### PROBLEM TO WORK ON
From the listing below, pull out the lines that hold "page".

[Interface markup and scripts]
◇ ◇ ◇ ◇ ◇

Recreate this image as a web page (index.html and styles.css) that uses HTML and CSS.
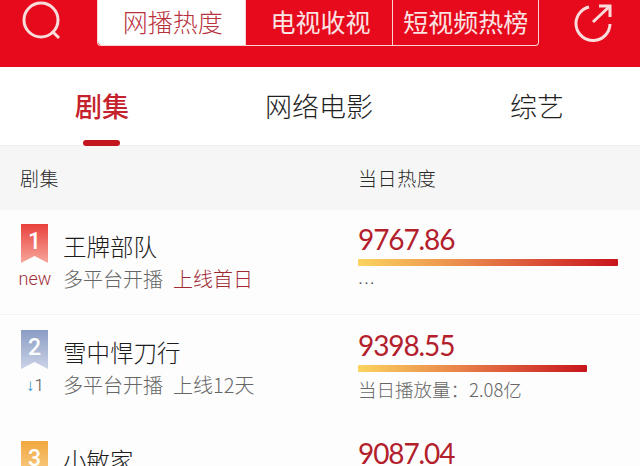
FILE: index.html
```html
<!DOCTYPE html>
<html lang="zh-CN">
<head>
    <meta charset="UTF-8">
    <title>网播热度</title>
    <link rel="stylesheet" href="styles.css">
</head>
<body>
    <header class="topbar">
        <svg class="icon" width="44" height="44" viewBox="0 0 44 44">
            <circle cx="21" cy="20" r="17" fill="none" stroke="#fbdcdc" stroke-width="3"/>
            <path d="M32 31l7 7" fill="none" stroke="#fbdcdc" stroke-width="3"/>
        </svg>
        <nav class="switch">
            <span class="switch-item active">网播热度</span>
            <span class="switch-item">电视收视</span>
            <span class="switch-item">短视频热榜</span>
        </nav>
        <svg class="icon" width="44" height="44" viewBox="0 0 44 44">
            <path d="M17 7A17 17 0 1 0 38 24" fill="none" stroke="#fbdcdc" stroke-width="3"/>
            <path d="M21 22L38 6M27 6h11v11" fill="none" stroke="#fbdcdc" stroke-width="3"/>
        </svg>
    </header>

    <div class="tabs">
        <span class="tab current">剧集</span>
        <span class="tab">网络电影</span>
        <span class="tab">综艺</span>
    </div>

    <div class="table-head">
        <span>剧集</span>
        <span>当日热度</span>
    </div>

    <div class="row">
        <div class="rank">
            <div class="ribbon red">1</div>
            <div class="change new">new</div>
        </div>
        <div class="info">
            <div class="name">王牌部队</div>
            <div class="sub">多平台开播<em class="hot">上线首日</em></div>
        </div>
        <div class="heat">
            <div class="score">9767.86</div>
            <div class="bar" style="width: 260px"></div>
            <div class="note dots">···</div>
        </div>
    </div>

    <div class="row second">
        <div class="rank">
            <div class="ribbon blue">2</div>
            <div class="change"><b class="down">↓</b>1</div>
        </div>
        <div class="info">
            <div class="name">雪中悍刀行</div>
            <div class="sub">多平台开播<em>上线12天</em></div>
        </div>
        <div class="heat">
            <div class="score">9398.55</div>
            <div class="bar" style="width: 229px"></div>
            <div class="note">当日播放量：2.08亿</div>
        </div>
    </div>

    <div class="row third">
        <div class="rank">
            <div class="ribbon orange">3</div>
        </div>
        <div class="info">
            <div class="name">小敏家</div>
        </div>
        <div class="heat">
            <div class="score">9087.04</div>
        </div>
    </div>
</body>
</html>
```

FILE: styles.css
```css
* {
    box-sizing: border-box;
    margin: 0;
    padding: 0;
}

html, body {
    height: 466px;
    overflow: hidden;
}

body {
    font-family: "Noto Sans CJK SC", "Noto Sans", sans-serif;
    font-weight: 300;
    background: #fff;
    color: #222;
}

.topbar {
    height: 67px;
    background: #e60a1c;
    display: flex;
    align-items: flex-start;
    justify-content: space-between;
    padding-left: 20px;
    padding-right: 24px;
}

.icon {
    flex: none;
}

.switch {
    display: flex;
    width: 442px;
    height: 46px;
    border: 1px solid #f8d4d4;
    border-top: none;
    border-radius: 0 0 4px 4px;
    margin-left: 14px;
    margin-right: 14px;
}

.switch-item {
    flex: 148 1 0;
    font-size: 25px;
    line-height: 43px;
    text-align: center;
    color: #fbe3e3;
    font-weight: 400;
    border-left: 1px solid #f8d4d4;
    white-space: nowrap;
}

.switch-item:first-child {
    border-left: none;
    padding-left: 3px;
}

.switch-item:nth-child(2) {
    padding-left: 3px;
}

.switch-item:nth-child(3) {
    flex-basis: 2px;
}

.switch-item.active {
    background: #fff;
    color: #b8333e;
    font-weight: 300;
    border-radius: 0 0 0 4px;
}

.tabs {
    height: 79px;
    display: grid;
    grid-template-columns: 204px 230px 206px;
    border-bottom: 1px solid #f0f0f0;
}

.tab {
    font-size: 27px;
    line-height: 77px;
    text-align: center;
    color: #1f1f1f;
    position: relative;
}

.current {
    color: #c4222c;
    font-weight: 500;
}

.current::after {
    content: "";
    position: absolute;
    left: 83px;
    bottom: -1px;
    width: 37px;
    height: 6px;
    border-radius: 3px;
    background: #c4161f;
}

.table-head {
    height: 64px;
    background: #f6f6f6;
    display: grid;
    grid-template-columns: 338px 1fr;
    padding-left: 20px;
    font-size: 19px;
    line-height: 64px;
    color: #2a2a2a;
    letter-spacing: 0.6px;
}

.row {
    height: 105px;
    background: #fdfdfd;
    display: grid;
    grid-template-columns: 63px 295px 1fr;
    border-bottom: 1px solid #f4f4f4;
    padding-top: 14px;
}

.second {
    margin-top: 5px;
    height: 108px;
    border-bottom: none;
    padding-top: 10px;
}

.third {
    padding-top: 10px;
}

.third .ribbon {
    margin-top: 3px;
}

.rank {
    padding-left: 20px;
}

.ribbon {
    width: 27px;
    height: 39px;
    margin-left: 1px;
    color: #fff;
    text-align: center;
    font-family: "Roboto", sans-serif;
    font-weight: 500;
    font-size: 23px;
    line-height: 36px;
    clip-path: polygon(0 0, 100% 0, 100% 100%, 50% 82%, 0 100%);
}

.red {
    background: linear-gradient(#e8413c, #f7a79b);
}

.blue {
    background: linear-gradient(#8b9cc4, #cbd3e6);
}

.orange {
    background: linear-gradient(#f2a63e, #f9d596);
}

.change {
    width: 36px;
    margin-left: -3px;
    font-family: "Roboto", sans-serif;
    font-size: 17px;
    line-height: 24px;
    margin-top: 4px;
    color: #555;
    text-align: center;
}

.new {
    color: #a02f38;
    font-size: 18px;
}

.down {
    color: #2f96cc;
    font-size: 17px;
    font-weight: 700;
}

.info {
    padding-top: 5px;
}

.name {
    font-size: 23.5px;
    line-height: 34px;
    color: #1c1c1c;
}

.sub {
    font-size: 20px;
    line-height: 30px;
    color: #666;
    margin-top: 1px;
}

.sub em {
    font-style: normal;
    margin-left: 10px;
}

.sub .hot {
    color: #a02a34;
}

.score {
    font-family: "Lato", sans-serif;
    font-weight: 400;
    font-size: 28px;
    line-height: 32px;
    letter-spacing: -1.1px;
    color: #b3202c;
    margin-top: -1px;
}

.bar {
    height: 7px;
    margin-top: 4px;
    border-radius: 1px;
    background: linear-gradient(90deg, #fbd45e, #e8814a 45%, #c8141c);
}

.note {
    font-size: 18.5px;
    line-height: 30px;
    color: #666;
    margin-top: 2px;
}

.dots {
    font-family: "Roboto", sans-serif;
    font-size: 20px;
    line-height: 30px;
    color: #444;
    letter-spacing: 1px;
}
```
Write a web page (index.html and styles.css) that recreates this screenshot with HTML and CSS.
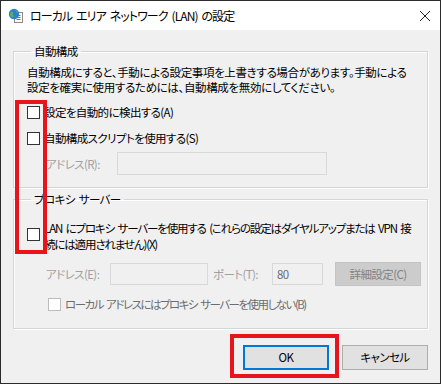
FILE: index.html
```html
<!DOCTYPE html>
<html lang="ja">
<head>
    <meta charset="UTF-8">
    <title>ローカル エリア ネットワーク (LAN) の設定</title>
    <link rel="stylesheet" href="styles.css">
</head>
<body>
    <div class="window">
        <div class="titlebar">
            <svg class="app-icon" width="16" height="16" viewBox="0 0 16 16">
                <rect x="6.5" y="4.5" width="8" height="10" fill="#fff" stroke="#8a8a8a"/>
                <line x1="8.5" y1="7.5" x2="12.5" y2="7.5" stroke="#3c78c8"/>
                <line x1="8.5" y1="9.5" x2="12.5" y2="9.5" stroke="#3c78c8"/>
                <line x1="8.5" y1="11.5" x2="12.5" y2="11.5" stroke="#3c78c8"/>
                <circle cx="6" cy="6" r="5.2" fill="#2f7fcf"/>
                <path d="M2.5 4.2 C4 2.6 5.5 3.8 4.8 5.4 C4.2 6.8 6 7.6 5.4 9.6 C4 9.4 2.6 8 2.2 6.4 Z" fill="#5cb64a"/>
                <path d="M7.2 2.2 C8.6 2.6 9.8 3.4 10.4 4.6 C9.2 5 8.2 4.2 7.2 2.2 Z" fill="#5cb64a"/>
            </svg>
            <span class="title">ローカル エリア ネットワーク (LAN) の設定</span>
            <svg class="close" width="12" height="12" viewBox="0 0 12 12">
                <path d="M1 1 L11 11 M11 1 L1 11" stroke="#222" stroke-width="1"/>
            </svg>
        </div>

        <div class="content">
            <fieldset class="group">
                <legend>自動構成</legend>
                <p class="note">自動構成にすると、手動による設定事項を上書きする場合があります。手動による<br>設定を確実に使用するためには、自動構成を無効にしてください。</p>
                <div class="check-row first">
                    <span class="box"></span>
                    <span>設定を自動的に検出する(A)</span>
                </div>
                <div class="check-row">
                    <span class="box"></span>
                    <span>自動構成スクリプトを使用する(S)</span>
                </div>
                <div class="field-row script-row">
                    <span class="label disabled">アドレス(R):</span>
                    <span class="input wide"></span>
                </div>
            </fieldset>

            <fieldset class="group proxy">
                <legend>プロキシ サーバー</legend>
                <div class="check-row multi">
                    <span class="box"></span>
                    <span class="multi-text">LAN にプロキシ サーバーを使用する (これらの設定はダイヤルアップまたは VPN 接<br>続には適用されません)(X)</span>
                </div>
                <div class="field-row proxy-row">
                    <span class="label disabled">アドレス(E):</span>
                    <span class="input addr"></span>
                    <span class="label disabled port-label">ポート(T):</span>
                    <span class="input port">80</span>
                    <span class="btn-disabled">詳細設定(C)</span>
                </div>
                <div class="check-row bypass">
                    <span class="box off"></span>
                    <span class="disabled-text">ローカル アドレスにはプロキシ サーバーを使用しない(B)</span>
                </div>
            </fieldset>

            <div class="buttons">
                <span class="btn default">OK</span>
                <span class="btn">キャンセル</span>
            </div>
        </div>

        <!-- annotation frames from the screenshot -->
        <div class="mark mark-checks"></div>
        <div class="mark mark-ok"></div>
    </div>
</body>
</html>
```

FILE: styles.css
```css
:root {
    --face: #f0f0f0;
    --text: #000;
    --grey-text: #a0a0a0;
    --etch: #d5d5d5;
    --mark: #e8141c;
}

* {
    box-sizing: border-box;
}

body {
    margin: 0;
    font-family: "Noto Sans CJK JP", "Noto Sans", sans-serif;
    font-size: 11.5px;
    letter-spacing: -0.6px;
    word-spacing: 2px;
    font-feature-settings: "palt";
    color: var(--text);
    background: #fff;
}

.window {
    position: relative;
    width: 441px;
    height: 384px;
    border: 1px solid #2b2b2b;
    background: var(--face);
    overflow: hidden;
}

.titlebar {
    display: flex;
    align-items: center;
    height: 29px;
    background: #fff;
    padding-left: 7px;
}

.app-icon {
    margin-right: 6px;
}

.title {
    flex: 1;
    line-height: 16px;
    font-size: 12px;
    letter-spacing: -0.9px;
}

.close {
    margin-right: 9px;
}

.content {
    padding: 0 12px 0 12px;
}

.group {
    margin: 13px 0 0 0;
    padding: 0 0 12px 13px;
    border: 1px solid var(--etch);
    box-shadow: inset 1px 1px 0 #fff, 1px 1px 0 #fff;
}

.group legend {
    margin-left: 4px;
    padding: 0 3px;
    line-height: 16px;
}

.group.proxy {
    margin-top: 3px;
    padding-bottom: 14px;
}

.note {
    margin: 6px 0 0 0;
    line-height: 15px;
    letter-spacing: -0.35px;
    white-space: nowrap;
}

.check-row {
    display: flex;
    align-items: center;
    height: 20px;
    margin-top: 6px;
    white-space: nowrap;
}

.check-row.first {
    margin-top: 7px;
}

.check-row.multi {
    height: 32px;
    margin-top: 13px;
    line-height: 16px;
    align-items: flex-start;
}

.check-row.multi .box {
    margin-top: 8px;
}

.multi-text {
    letter-spacing: -1.15px;
}

.check-row.bypass {
    margin-top: 8px;
    padding-left: 21px;
}

.box {
    flex: none;
    width: 13px;
    height: 13px;
    margin-right: 4px;
    background: #fff;
    border: 1px solid #333;
}

.box.off {
    border-color: #bcbcbc;
}

.disabled-text {
    color: #6d6d6d;
    letter-spacing: -1.5px;
}

.field-row {
    display: flex;
    align-items: center;
    white-space: nowrap;
}

.script-row {
    margin-top: 4px;
    padding-left: 19px;
}

.script-row .label {
    width: 71px;
}

.proxy-row {
    margin-top: 10px;
    padding-left: 19px;
}

.proxy-row .label {
    width: 64px;
}

.label.disabled {
    color: var(--grey-text);
}

.input {
    height: 23px;
    border: 1px solid #d9d9d9;
    background: var(--face);
    color: #6d6d6d;
    padding: 2px 4px;
    line-height: 17px;
}

.input.wide {
    width: 210px;
}

.input.addr {
    width: 98px;
    height: 22px;
}

.proxy-row .port-label {
    width: 59px;
    margin-left: 5px;
}

.input.port {
    width: 51px;
    height: 22px;
}

.btn-disabled {
    width: 86px;
    height: 24px;
    margin-left: 12px;
    background: #cccccc;
    border: 1px solid #c4c4c4;
    color: #838383;
    text-align: center;
    line-height: 22px;
}

.buttons {
    display: flex;
    justify-content: flex-end;
    gap: 13px;
    margin-top: 16px;
}

.btn {
    width: 86px;
    height: 25px;
    background: #e1e1e1;
    border: 1px solid #adadad;
    text-align: center;
    line-height: 23px;
}

.btn.default {
    border: 2px solid #0078d7;
    line-height: 21px;
}

.mark {
    position: absolute;
    border: 4px solid var(--mark);
}

.mark-checks {
    left: 14px;
    top: 99px;
    width: 32px;
    height: 154px;
}

.mark-ok {
    left: 229px;
    top: 333px;
    width: 109px;
    height: 44px;
}
```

◇ ◇ ◇ ◇ ◇

### RESPONSE TO THIS EXERCISE
Recreate this image as a web page (index.html and styles.css) that uses HTML and CSS.
Write a web page (index.html and styles.css) that recreates this screenshot with HTML and CSS.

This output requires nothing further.